At 2:30 A.M., white buses with soldiers leaning out the windows came into view. People lined the streets, cheering, waving signs and flags. It was breathtaking, and I was honored to be among the number cheering for them.

Someone sang the National Anthem. Men and women in uniform on the field and in the bleachers stood at attention. An older man standing next to me, in his Harley Davidson leather jacket, doffed his hat and belted out the words with tears streaming down his cheeks. The chaplain prayed. The general gave a speech. The Army song was sung. Finally, family and friends were ordered to “attack the formation,” and people raced onto the field.

A friend of Brandon’s who had once served with him in Iraq motioned for me to follow him — we had not seen Brandon yet among the 354 soldiers. I spotted him first. His head was down slightly as he walked quickly off the field. I saw a mixture of emotions on his face — relief, exhaustion, happiness, a little sadness that his family was not there.
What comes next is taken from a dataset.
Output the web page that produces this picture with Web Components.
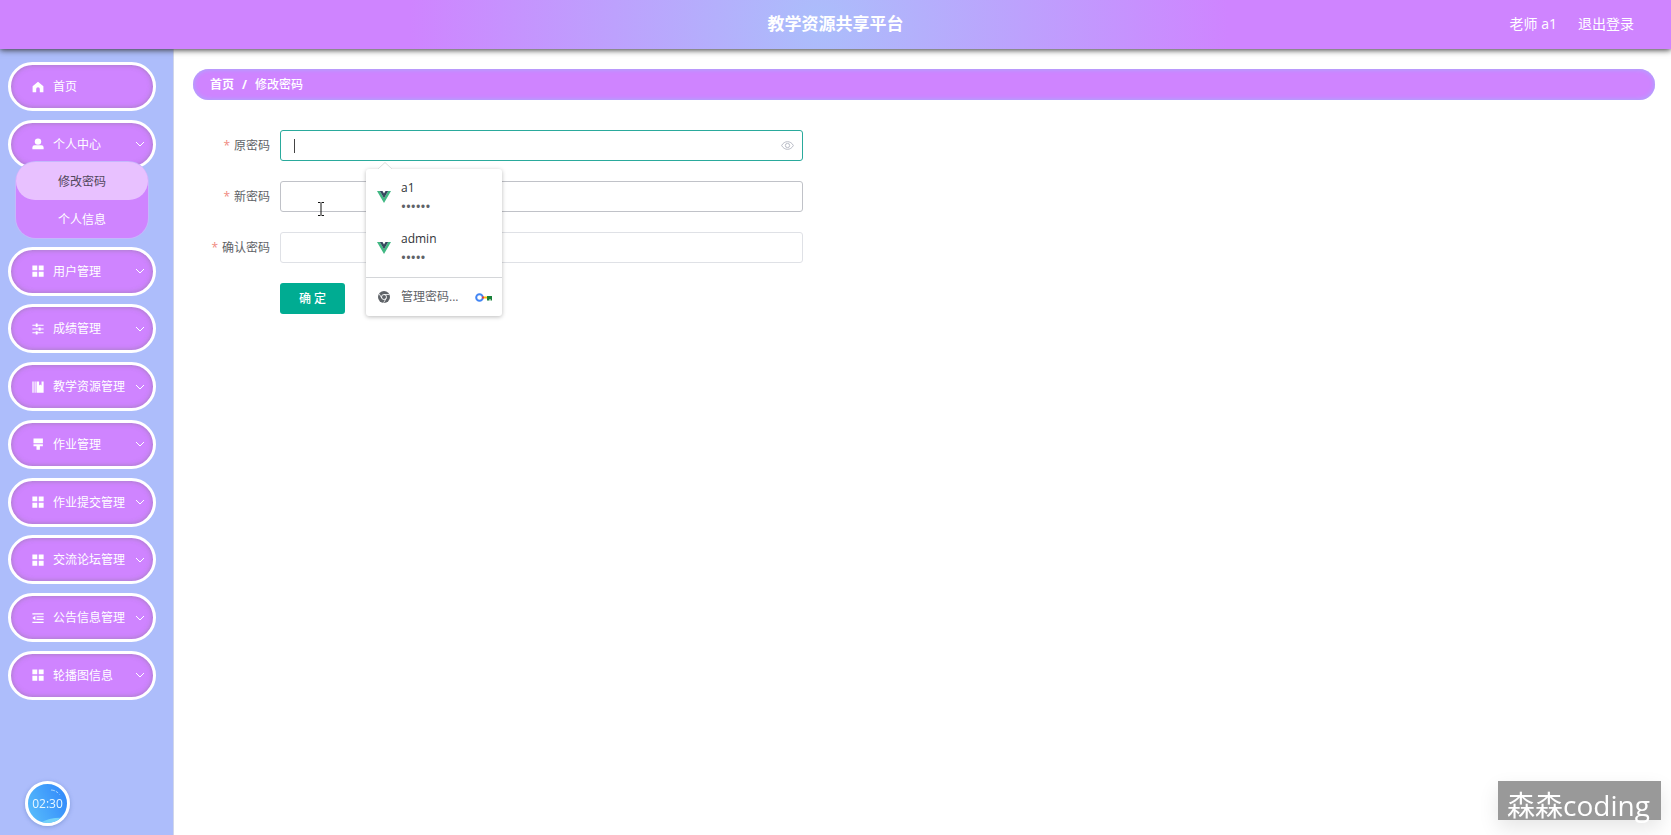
<!DOCTYPE html>
<html lang="zh-CN">
<head>
<meta charset="utf-8">
<title>教学资源共享平台</title>
<style>
  html, body { margin: 0; height: 100%; }
  body {
    --purple: #cf84ff; --blue: #adbdfb; --teal: #00ac92;
    font: 12px/16px "Open Sans", "Noto Sans CJK SC", sans-serif;
    color: #606266; background: #fff;
  }
</style>
</head>
<body>
<app-shell>
  <app-header slot="header" heading="教学资源共享平台"></app-header>
  <side-nav slot="nav">
    <nav-item icon="home" label="首页"></nav-item>
    <nav-item icon="user" label="个人中心" expandable>
      <sub-item active>修改密码</sub-item>
      <sub-item>个人信息</sub-item>
    </nav-item>
    <nav-item icon="menu" label="用户管理" expandable></nav-item>
    <nav-item icon="operation" label="成绩管理" expandable></nav-item>
    <nav-item icon="management" label="教学资源管理" expandable></nav-item>
    <nav-item icon="brush" label="作业管理" expandable></nav-item>
    <nav-item icon="menu" label="作业提交管理" expandable></nav-item>
    <nav-item icon="menu" label="交流论坛管理" expandable></nav-item>
    <nav-item icon="fold" label="公告信息管理" expandable></nav-item>
    <nav-item icon="menu" label="轮播图信息" expandable></nav-item>
  </side-nav>
  <bread-crumb></bread-crumb>
  <password-form></password-form>
</app-shell>
<clock-badge>02:30</clock-badge>
<water-mark>森森coding</water-mark>

<script>
const define = (name, html, setup) => customElements.define(name, class extends HTMLElement {
  constructor() {
    super();
    this.attachShadow({ mode: 'open' });
  }
  connectedCallback() {
    const t = document.createElement('template');
    t.innerHTML = html;
    this.shadowRoot.replaceChildren(t.content.cloneNode(true));
    if (setup) setup(this, this.shadowRoot);
  }
});

const icons = {
  home: '<path d="M8 1 15.200 7v8h-4.800V10.800a2.400 2.400 0 0 0-4.800 0V15H.8V7z"/>',
  user: '<circle cx="8" cy="4.800" r="4.300"/><path d="M.5 15v-2.200a3 3 0 0 1 3-3h9a3 3 0 0 1 3 3V15z"/>',
  menu: '<path d="M.5.5h6.500v6.500H.5zM9 .5h6.500v6.500H9zM.5 9h6.500v6.500H.5zM9 9h6.500v6.500H9z"/>',
  operation: '<path d="M.5 2.200H5V.8h2.500v1.400h8v1.500h-8v1.500H5V3.700H.5zM.5 7.300H9V5.900h2.500v1.400h4v1.500h-4v1.500H9V8.800H.5zM.5 12.300H5v-1.400h2.500v1.400h8v1.500h-8v1.500H5v-1.500H.5z"/>',
  management: '<path d="M.5.5h1.700v15H.5zM3.400.5h1.500v15H3.400zM6 .5h3.500v5.500l1.600-1.300 1.600 1.300V.5h2.800v15H6z"/>',
  brush: '<path d="M2 .8h12.500v6.200H2zM2 8.200h12.500V11H10.500v4.500H6V11H2z"/>',
  fold: '<path d="M.5 1.500h15v1.700H.5zM6 5.500h9.500v1.600H6zM6 9h9.500v1.600H6zM.5 12.900h15v1.700H.5zM.5 8l4-3v6z"/>'
};

define('app-shell', `
<style>
  :host { display: grid; grid-template: auto 1fr / 174px 1fr; min-height: 100vh; }
  header { grid-column: 1 / 3; z-index: 1; }
  aside { background: var(--blue); box-sizing: border-box; padding: 13px 17px 0 8px; border-right: 1px solid #d0d6ea; }
  main { padding: 20px 16px 0 19px; }
</style>
<header><slot name="header"></slot></header>
<aside><slot name="nav"></slot></aside>
<main><slot></slot></main>`);

define('app-header', `
<style>
  :host { display: grid; grid-template-columns: 1fr auto 1fr; align-items: center; box-sizing: border-box; height: 49px; padding: 0 37px 2px;
    color: #fff; background: radial-gradient(circle at 49% 50%, #abbefb 0, #cf84ff 48%);
    box-shadow: 0 1px 6px #333; }
  h1 { grid-column: 2; margin: 0; font-size: 17px; line-height: 24px; font-weight: 700; }
  div { display: flex; justify-content: flex-end; gap: 21px; font-size: 14px; line-height: 20px; }
  a { color: inherit; text-decoration: none; }
</style>
<h1></h1><div><span>老师 a1</span><a href="#logout">退出登录</a></div>`,
(el, root) => { root.querySelector('h1').textContent = el.getAttribute('heading'); });

define('side-nav', `
<style>
  :host { display: block; }
  nav { display: flex; flex-direction: column; justify-content: space-between; min-height: 638px; }
</style>
<nav aria-label="主导航"><slot></slot></nav>`);

define('nav-item', `
<style>
  :host { display: block; color: #fff; }
  button { display: flex; align-items: center; width: 100%; height: 49px; box-sizing: border-box; margin: 0;
    padding: 0 8px 0 21px; border: 3px solid #fff; border-radius: 25px; background: var(--purple);
    box-shadow: inset 0 0 5px #7778; color: inherit; font: inherit; text-align: left; }
  .icon { width: 12px; height: 12px; margin-right: 9px; fill: currentColor; flex: none; }
  span { flex: 1; white-space: nowrap; padding-top: 1px; }
  .arrow { width: 10px; height: 10px; fill: none; stroke: #fff; stroke-width: 1; flex: none; }
  .sub { display: flex; flex-direction: column; position: relative; margin: -7px 8px 0; border-radius: 20px;
    background: var(--purple); box-shadow: 0 0 0 1px #c5b7fc; }
</style>
<button type="button"><svg class="icon" viewBox="0 0 16 16"></svg><span></span></button>`,
(el, root) => {
  root.querySelector('.icon').innerHTML = icons[el.getAttribute('icon')];
  root.querySelector('span').textContent = el.getAttribute('label');
  if (el.hasAttribute('expandable'))
    root.querySelector('button').insertAdjacentHTML('beforeend', '<svg class="arrow" viewBox="0 0 10 10"><path d="M1 3l4 4 4-4"/></svg>');
  if (el.children.length)
    root.querySelector('button').insertAdjacentHTML('afterend', '<div class="sub"><slot></slot></div>');
});

define('sub-item', `
<style>
  :host { display: block; }
  a { display: block; padding: 12px 0 10px; line-height: 16px; border-radius: 20px; text-align: center; color: #fff; text-decoration: none; }
  :host([active]) a { background: #e8c1ff; color: #51465c; }
</style>
<a href="#"><slot></slot></a>`);

define('bread-crumb', `
<style>
  :host { display: block; }
  ol { display: flex; gap: 8px; margin: 0; padding: 0 17px; height: 31px; align-items: center; list-style: none;
    border-radius: 16px; background: var(--purple); box-shadow: inset 0 0 5px #9db4fb; color: #fff; }
  a { color: inherit; font-weight: 700; text-decoration: none; }
  li { font-weight: 500; }
  .sep { font-weight: 700; }
</style>
<ol><li><a href="#home">首页</a></li><li class="sep" aria-hidden="true">/</li><li>修改密码</li></ol>`);

define('password-form', `
<style>
  :host { display: block; max-width: 610px; margin-top: 30px; }
  form { display: grid; gap: 20px; }
  .actions { padding-left: 87px; }
  button { height: 31px; width: 65px; padding: 0; border: 0; border-radius: 3px; background: var(--teal);
    color: #fff; font: inherit; font-weight: 500; }
</style>
<form>
  <form-field label="原密码" state="focus"></form-field>
  <form-field label="新密码" state="hover"></form-field>
  <form-field label="确认密码"></form-field>
  <div class="actions"><button type="button">确 定</button></div>
</form>`);

define('form-field', `
<style>
  :host { display: grid; grid-template-columns: 77px 1fr; column-gap: 10px; align-items: center; position: relative; }
  label { text-align: right; }
  label::before { content: "*"; color: #f08a80; margin-right: 4px; }
  .box { display: flex; align-items: center; box-sizing: border-box; height: 31px; padding: 0 8px 0 13px;
    border: 1px solid #dfe1e6; border-radius: 3px; background: #fff; }
  :host([state=hover]) .box { border-color: #c0c2c8; }
  :host([state=focus]) .box { border-color: #2aaa9c; }
  input { flex: 1; min-width: 0; border: 0; outline: 0; padding: 0; background: none; font: inherit; }
  .caret { width: 1px; height: 14px; background: #444; }
  .eye { width: 13px; height: 13px; fill: none; stroke: #b4b8c2; }
  autofill-popup { position: absolute; top: 39px; left: 173px; z-index: 2; }
  .cursor { position: absolute; left: 124px; top: 20px; width: 8px; height: 16px; z-index: 1; }
</style>
<label for="field"></label>
<div class="box"><input id="field" type="password"></div>`,
(el, root) => {
  const state = el.getAttribute('state');
  root.querySelector('label').textContent = el.getAttribute('label');
  if (state === 'focus') {
    root.querySelector('input').insertAdjacentHTML('beforebegin', '<i class="caret"></i>');
    root.querySelector('input').insertAdjacentHTML('afterend', '<svg class="eye" viewBox="0 0 14 14"><path d="M.7 7C3.500 1.500 10.500 1.500 13.300 7 10.500 12.500 3.500 12.500.7 7z"/><circle cx="7" cy="7" r="2.300"/></svg>');
    root.querySelector('.box').insertAdjacentHTML('afterend', '<autofill-popup></autofill-popup>');
  }
  if (state === 'hover')
    root.querySelector('.box').insertAdjacentHTML('afterend', '<svg class="cursor" viewBox="0 0 8 16" fill="none" stroke="#111"><path d="M1 1.500h2.500M4.500 1.500H7M1 14.500h2.500M4.500 14.500H7M4 2v12"/></svg>');
});

define('autofill-popup', `
<style>
  :host { display: block; width: 136px; border-radius: 3px; background: #fff; color: #303338; box-shadow: 0 1px 4px #0004; }
  .tip { position: absolute; left: 12px; top: -7px; width: 14px; height: 7px; fill: #fff; stroke: #ddd; stroke-width: 1; }
  ul { margin: 0; padding: 6px 0 7px; list-style: none; }
  li { display: grid; grid-template-columns: 14px 1fr; gap: 10px; align-items: center; padding: 0 11px; height: 44px; }
  li + li { margin-top: 7px; }
  .text { display: grid; row-gap: 2px; }
  .dots { color: #5f6368; font-size: 13px; font-weight: 600; }
  svg.vue { width: 14px; height: 12px; }
  footer { display: flex; align-items: center; border-top: 1px solid #d4d6d9; height: 38px; padding: 0 10px 0 11px; color: #5f6368; }
  footer a { flex: 1; margin-left: 11px; color: inherit; text-decoration: none; }
  .chrome { width: 12px; height: 12px; margin-left: 1px; }
  .key { width: 17px; height: 9px; }
</style>
<svg class="tip" viewBox="0 0 14 7"><path d="M0 7l7-6.500L14 7"/></svg>
<ul>
  <li><svg class="vue" viewBox="0 0 14 12"><path fill="#41b883" d="M0 0h2.800L7 7.200 11.200 0H14L7 12z"/><path fill="#35495e" d="M2.800 0h2.700L7 2.600 8.500 0h2.700L7 7.200z"/></svg><div class="text"><span>a1</span><span class="dots">••••••</span></div></li>
  <li><svg class="vue" viewBox="0 0 14 12"><path fill="#41b883" d="M0 0h2.800L7 7.200 11.200 0H14L7 12z"/><path fill="#35495e" d="M2.800 0h2.700L7 2.600 8.500 0h2.700L7 7.200z"/></svg><div class="text"><span>admin</span><span class="dots">•••••</span></div></li>
</ul>
<footer>
  <svg class="chrome" viewBox="0 0 12 12"><circle cx="6" cy="6" r="6" fill="#5f6368"/><circle cx="6" cy="6" r="2.500" fill="#5f6368" stroke="#fff" stroke-width=".9"/><path d="M6 3.500h5.300M3.800 7.200 1.200 2.800M8.200 7.200 5.600 11.800" stroke="#fff" stroke-width=".8"/></svg>
  <a href="#passwords">管理密码...</a>
  <svg class="key" viewBox="0 0 17 9"><circle cx="4.500" cy="4.500" r="3.300" fill="none" stroke="#4285f4" stroke-width="2"/><path fill="#ea4335" d="M7 3.500h2v2H7z"/><path fill="#fbbc04" d="M9 3.500h3v2H9z"/><path fill="#188038" d="M12 3h5v4.500h-1.500V6h-1v1.500H12z"/></svg>
</footer>`);

define('clock-badge', `
<style>
  :host { position: fixed; left: 25px; bottom: 9px; display: grid; place-items: center; box-sizing: border-box; width: 45px; height: 45px;
    border: 3px solid #fff; border-radius: 50%; overflow: hidden; color: #e8f8ff; box-shadow: 0 1px 4px #4466aa66;
    background: linear-gradient(65deg, #5ac0fb, #2f84fb); z-index: 3; }
  svg { position: absolute; inset: 0; width: 39px; height: 39px; fill: none; }
  time { position: relative; }
</style>
<svg viewBox="0 0 39 39"><path d="M23 6q5 0 9 5" stroke="#a5d6ff" stroke-dasharray="4 1 3 2"/><path d="M12 39q10-6 25-5v5z" fill="#74d2f8"/></svg>
<time><slot></slot></time>`);

define('water-mark', `
<style>
  :host { position: fixed; right: 10px; bottom: 15px; box-sizing: border-box; width: 163px; height: 39px; padding: 5px 9px 0;
    background: #999; color: #fff; font-size: 28px; line-height: 38px; white-space: nowrap; box-shadow: 0 8px 20px #0000001a; }
</style>
<slot></slot>`);
</script>
</body>
</html>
His friend embraced him. Then he said, “Hey, I’ve got someone here to see you…”

The look on his face when he saw me… well, then I knew it had all been worth it. All of it.

The signs at homecoming ceremonies are always colorful, personal and wonderfully decorated. But my sign was simple, and it took me just two minutes to make. I carried it with me on the plane all the way from Massachusetts, and when I saw “my soldier,” I stepped back and held up my sign: WE MADE IT.

By God’s grace alone.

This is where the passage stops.